Doing business in California often involves a multitude of decisions, ranging from choosing the appropriate business structure to ensuring compliance with relevant regulations. A critical aspect of this process is establishing your business name. For some entrepreneurs, filing a “Doing Business As” (DBA) can be an advantageous strategy.
A DBA, also known as a fictitious business name, is a name under which a business operates that is not its legal name. For example, if John Smith runs a bookshop under the name “Smith’s Cozy Book Nook”, “Smith’s Cozy Book Nook” is a DBA.
In this post, we’ll walk you through the steps to file a DBA in California.
Step 1: Choose Your Business Name
First and foremost, you must decide on a name for your business. This name should be unique and not infringe on any existing trademarks.
Step 2: Check the Availability of Your Chosen Name
Before filing your DBA, check to see if your chosen name is available. In California, you can do this by conducting a search on the County Clerk’s office website where your business is located. Please note, even if the name is available, it does not guarantee you will not infringe upon someone else’s trademark rights.
Step 3: File Your DBA
To file your DBA, you must complete a fictitious business name statement. This form can typically be found on your County Clerk’s office website. It will require information such as:
- The fictitious business name you wish to register.
- The street address of your business.
- Your full legal name.
- Other pertinent details as required by the form.

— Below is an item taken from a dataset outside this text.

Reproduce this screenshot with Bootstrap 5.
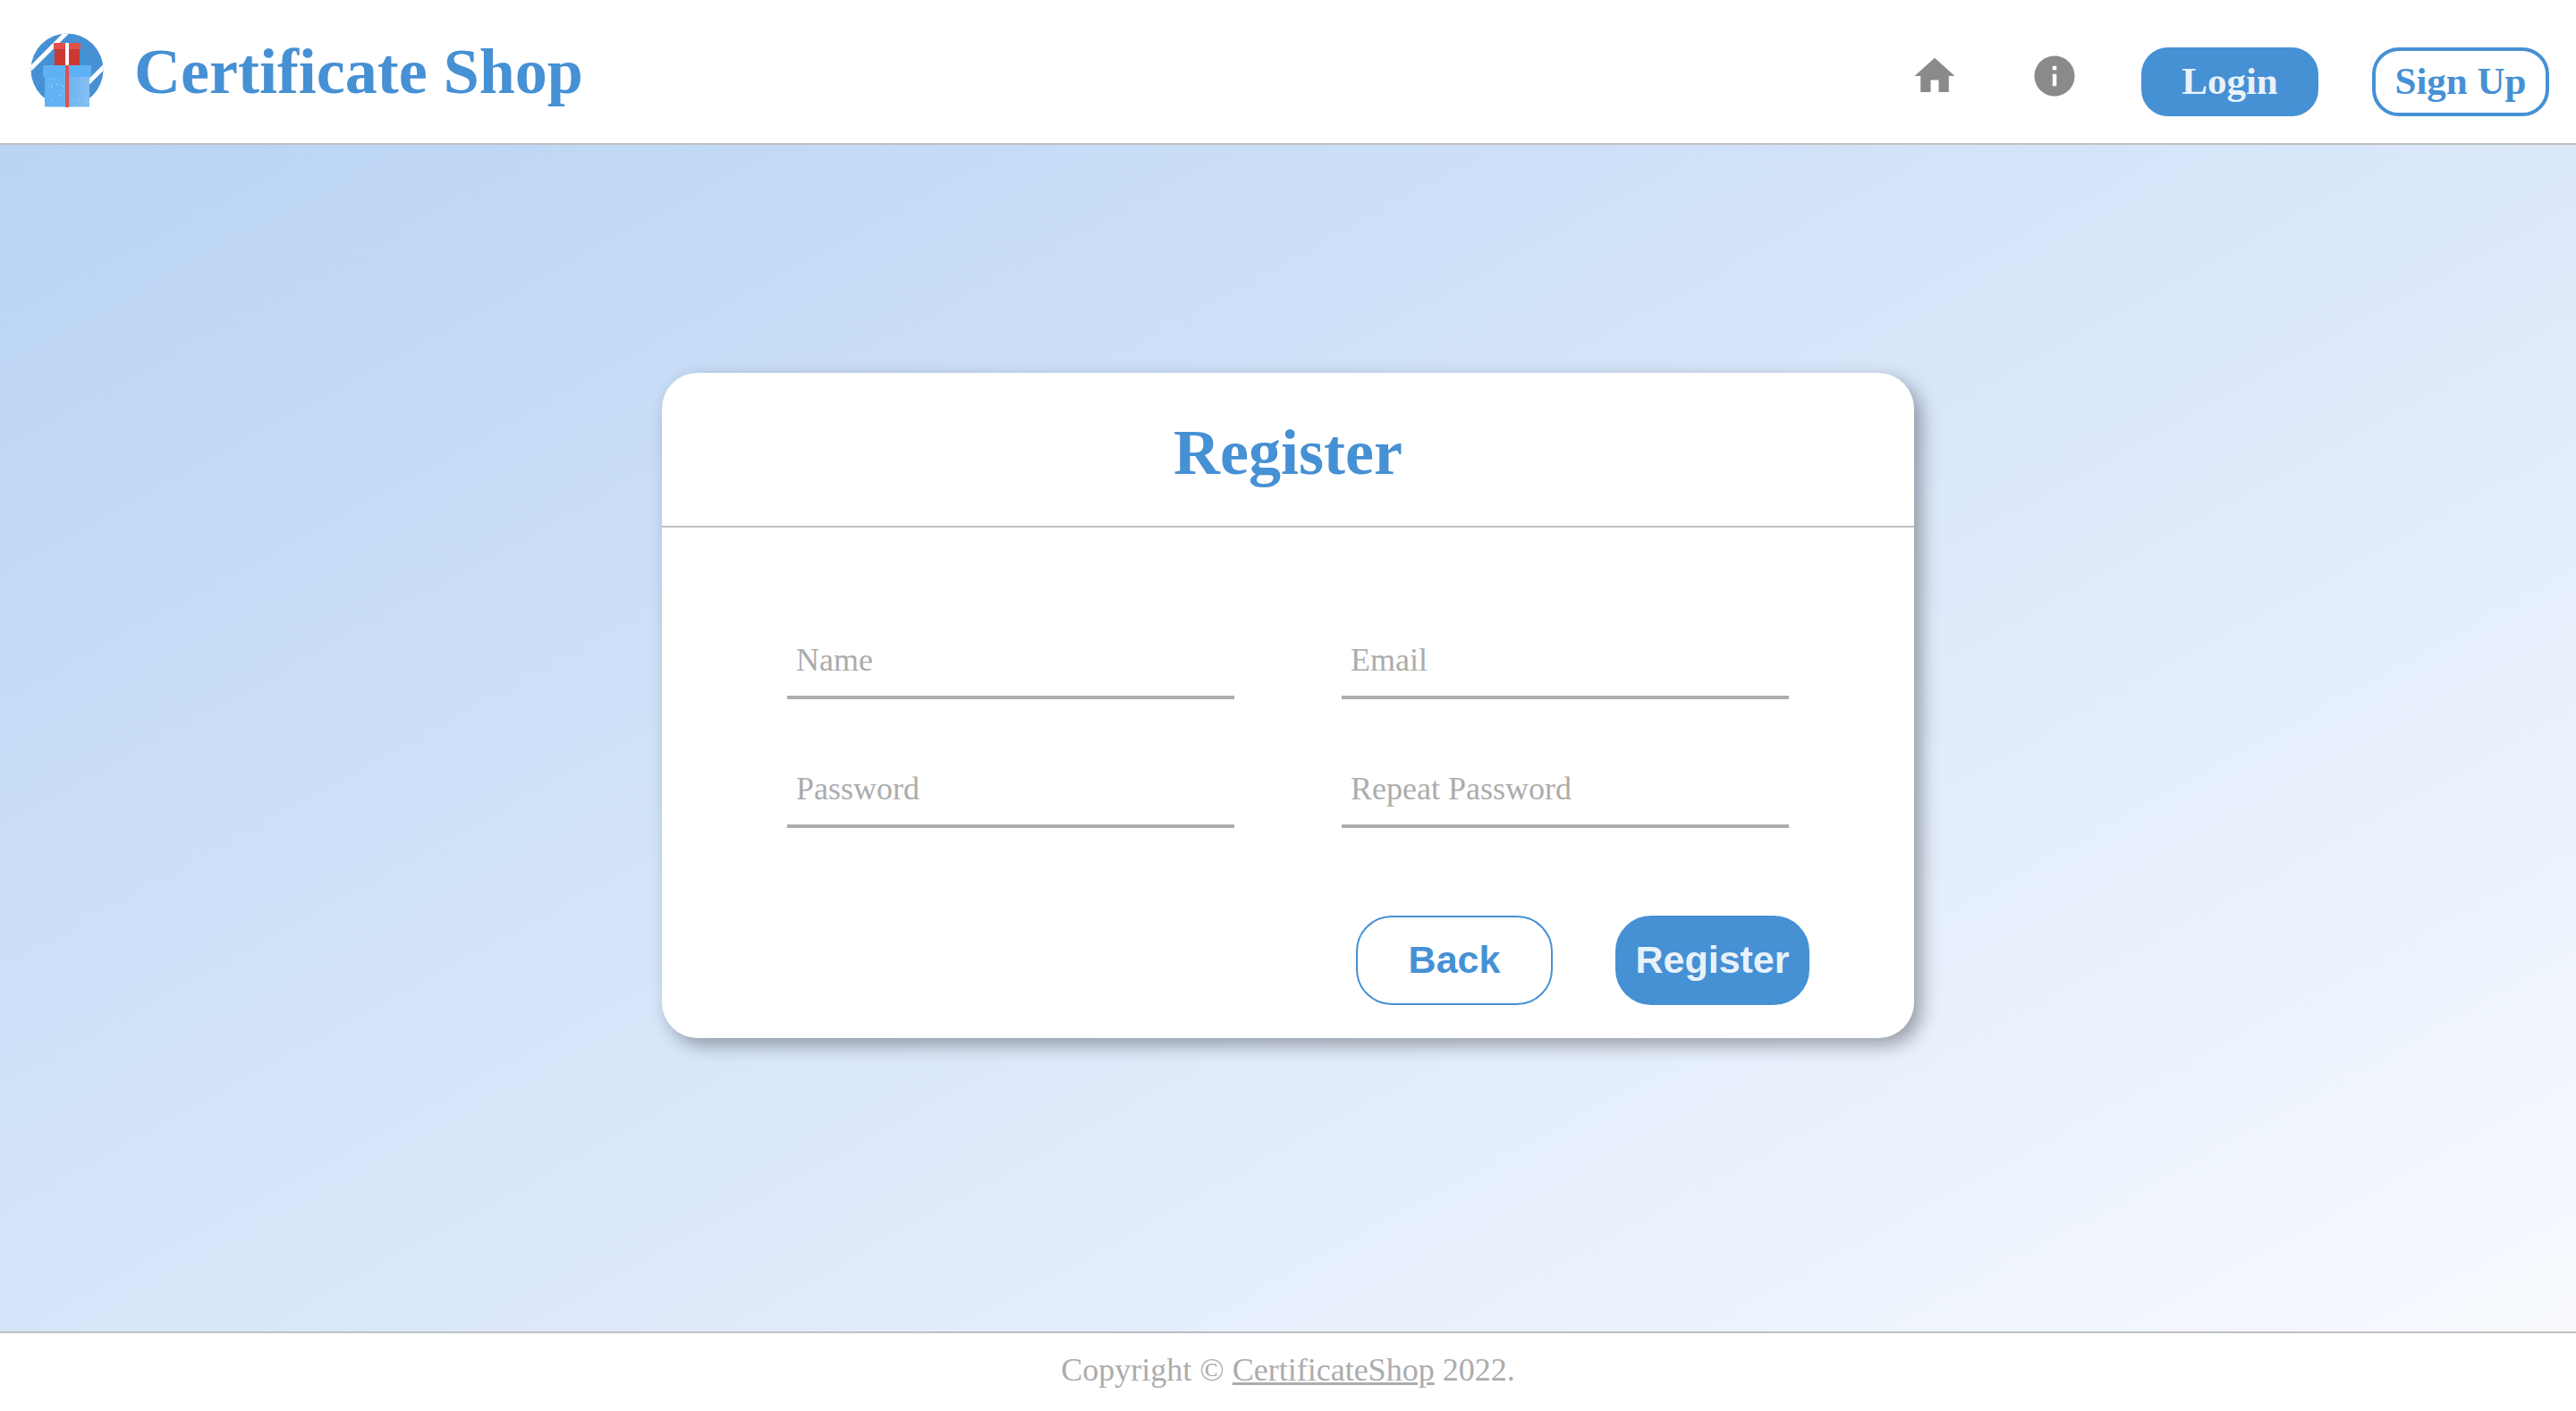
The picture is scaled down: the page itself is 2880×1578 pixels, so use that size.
<!DOCTYPE html>
<html lang="en">
<head>
<meta charset="utf-8">
<meta name="viewport" content="width=device-width, initial-scale=1">
<title>Certificate Shop – Register</title>
<link rel="stylesheet" href="https://cdn.jsdelivr.net/npm/bootstrap@5.3.0/dist/css/bootstrap.min.css">
<style>
  :root { --brand: #4690d4; --line: #c0c0c0; --muted: #acacac; --on-brand: #e9f2fb; }
  body {
    font-family: "Liberation Serif", "Times New Roman", serif;
    background: linear-gradient(to bottom right, #b5d1f3, #fafbff);
  }
  .site-header { height: 162px; padding: 0 30px; border-bottom: 2px solid var(--line); }
  .brand-link { gap: 30px; color: var(--brand); font-size: 72px; line-height: 80px; }
  .brand-link svg { width: 90px; height: 90px; }
  .site-nav { gap: 60px; padding-top: 22px; }
  .icon-set { gap: 80px; margin: 0 10px 12px 0; }
  .icon-set svg { width: 54px; height: 54px; fill: #8b8989; display: block; }
  .btn-pill {
    width: 198px; height: 77px; padding: 0; font-size: 43px; line-height: 60px;
    border: 4px solid var(--brand); border-radius: 30px;
  }
  .btn-brand, .btn-brand:hover { background: var(--brand); border-color: var(--brand); color: var(--on-brand); }
  .btn-line { border-color: var(--brand); color: var(--brand); background: #fff; }
  .page-main { padding: 0 30px 73px; }
  .register-card {
    width: 100%; max-width: 1400px; border: 0; border-radius: 40px;
    box-shadow: 8px 8px 20px rgba(0, 0, 0, .34);
  }
  .register-head { padding: 49px 0 42px; border-bottom: 2px solid var(--line); }
  .register-head h1 { color: var(--brand); font-size: 72px; line-height: 80px; }
  .register-form { padding: 112px 117px 37px 140px; }
  .field-grid { display: grid; grid-template-columns: 1fr 1fr; gap: 64px 120px; padding-right: 23px; }
  .field-line, .field-line:focus {
    height: 80px; padding: 0 10px 4px; font-size: 36px; line-height: 44px; border: 0;
    border-bottom: 4px solid var(--muted); border-radius: 0; background: transparent; box-shadow: none;
  }
  .field-line::placeholder { color: var(--muted); }
  .form-actions { gap: 70px; margin-top: 98px; }
  .btn-form {
    min-width: 217px; height: 100px; padding: 0 18px 2px; border-width: 2px; border-radius: 40px;
    font-family: "Liberation Sans", Arial, sans-serif; font-size: 43px; line-height: 60px;
  }
  .btn-back { min-width: 220px; }
  .site-footer {
    height: 89px; padding-bottom: 6px; border-top: 2px solid var(--line); color: var(--muted);
    font-size: 36px; line-height: 44px;
  }
  .site-footer a { color: inherit; }
</style>
<script src="https://cdn.jsdelivr.net/npm/bootstrap@5.3.0/dist/js/bootstrap.bundle.min.js" defer></script>
</head>
<body class="min-vh-100 d-flex flex-column">
<header class="site-header bg-white d-flex align-items-center justify-content-between">
  <a class="brand-link d-flex align-items-center fw-bold text-decoration-none" href="#">
    <svg viewBox="0 0 90 90" aria-hidden="true">
      <defs>
        <clipPath id="disc"><circle cx="45" cy="43" r="40.500"/></clipPath>
        <linearGradient id="box"><stop offset=".4" stop-color="#63b2f5"/><stop offset="1" stop-color="#86bff1"/></linearGradient>
      </defs>
      <g clip-path="url(#disc)">
        <path fill="#4690d4" d="M0 0h90v90H0z"/>
        <path stroke="#fff" stroke-width="5" d="M0 46 48-2M64 62l26-26"/>
      </g>
      <path fill="#cc3932" d="M31 19h28v20H31z"/>
      <path fill="#b83e3c" d="M31 19h28v3H31z"/>
      <path fill="#e4504a" d="M30 13h30v7H30z"/>
      <path fill="#fff" d="M43 13h4v26h-4z"/>
      <path fill="url(#box)" d="M20 51h50v34H20z"/>
      <path fill="#5fb1f5" d="M18 38h54v13H18z"/>
      <path fill="#e4504a" d="M43 38h4v47h-4z"/>
      <path fill="#b9dcfa" d="M25 52h1v1h-1zM29 53h1v1h-1zM24 61h1v1h-1zM28 60h1v1h-1zM33 59h1v1h-1zM38 59h1v1h-1zM40 61h1v1h-1zM39 67h1v1h-1zM27 62h1v1h-1zM37 71h1v1h-1zM35 74h1v1h-1zM28 77h1v1h-1zM50 76h1v1h-1zM57 77h1v1h-1zM67 79h1v1h-1zM20 84h23v1H20zM47 84h23v1H47z"/>
    </svg>
    <span>Certificate Shop</span>
  </a>
  <nav class="site-nav d-flex align-items-center" aria-label="Main">
    <div class="icon-set d-flex">
      <a href="#" aria-label="Home"><svg viewBox="0 0 24 24"><path d="M10 20v-6h4v6h5v-8h3L12 3 2 12h3v8z"/></svg></a>
      <a href="#" aria-label="About"><svg viewBox="0 0 24 24"><path d="M12 2C6.480 2 2 6.480 2 12s4.480 10 10 10 10-4.480 10-10S17.520 2 12 2zm1 15h-2v-6h2v6zm0-8h-2V7h2v2z"/></svg></a>
    </div>
    <button type="button" class="btn btn-pill btn-brand fw-bold">Login</button>
    <button type="button" class="btn btn-pill btn-line fw-bold">Sign Up</button>
  </nav>
</header>

<main class="page-main flex-grow-1 d-flex align-items-center justify-content-center">
  <section class="register-card card">
    <div class="register-head text-center"><h1 class="fw-bold m-0">Register</h1></div>
    <form class="register-form">
      <div class="field-grid">
        <input class="form-control field-line" type="text" placeholder="Name" aria-label="Name">
        <input class="form-control field-line" type="email" placeholder="Email" aria-label="Email">
        <input class="form-control field-line" type="password" placeholder="Password" aria-label="Password">
        <input class="form-control field-line" type="password" placeholder="Repeat Password" aria-label="Repeat Password">
      </div>
      <div class="form-actions d-flex justify-content-end">
        <button type="button" class="btn btn-form btn-back btn-line fw-bold">Back</button>
        <button type="submit" class="btn btn-form btn-brand fw-bold">Register</button>
      </div>
    </form>
  </section>
</main>

<footer class="site-footer bg-white d-flex align-items-center justify-content-center">
  <p class="m-0">Copyright © <a href="#">CertificateShop</a> 2022.</p>
</footer>
</body>
</html>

After completing the form, you must file it with the County Clerk’s office. This can usually be done in person, by mail, or, in some counties, online.
Please note that there is a filing fee associated with this process, which varies by county.
Step 4: Publish Your DBA
After your DBA has been filed and approved by the County Clerk, you are required to publish a statement in a newspaper of general circulation within the county where your DBA was filed. This publication must run once a week for four consecutive weeks.
The newspaper will then provide an affidavit of publication which you must file with the County Clerk’s office. This step must be completed within 30 days of your DBA filing.
Step 5: Renew Your DBA
In California, a DBA is valid for five years. If you wish to continue using your DBA after this period, you must renew it. This process is similar to the initial filing process.
In conclusion, filing a DBA in California involves choosing a business name, checking its availability, filing the appropriate paperwork with the County Clerk’s office, publishing the DBA, and renewing it every five years.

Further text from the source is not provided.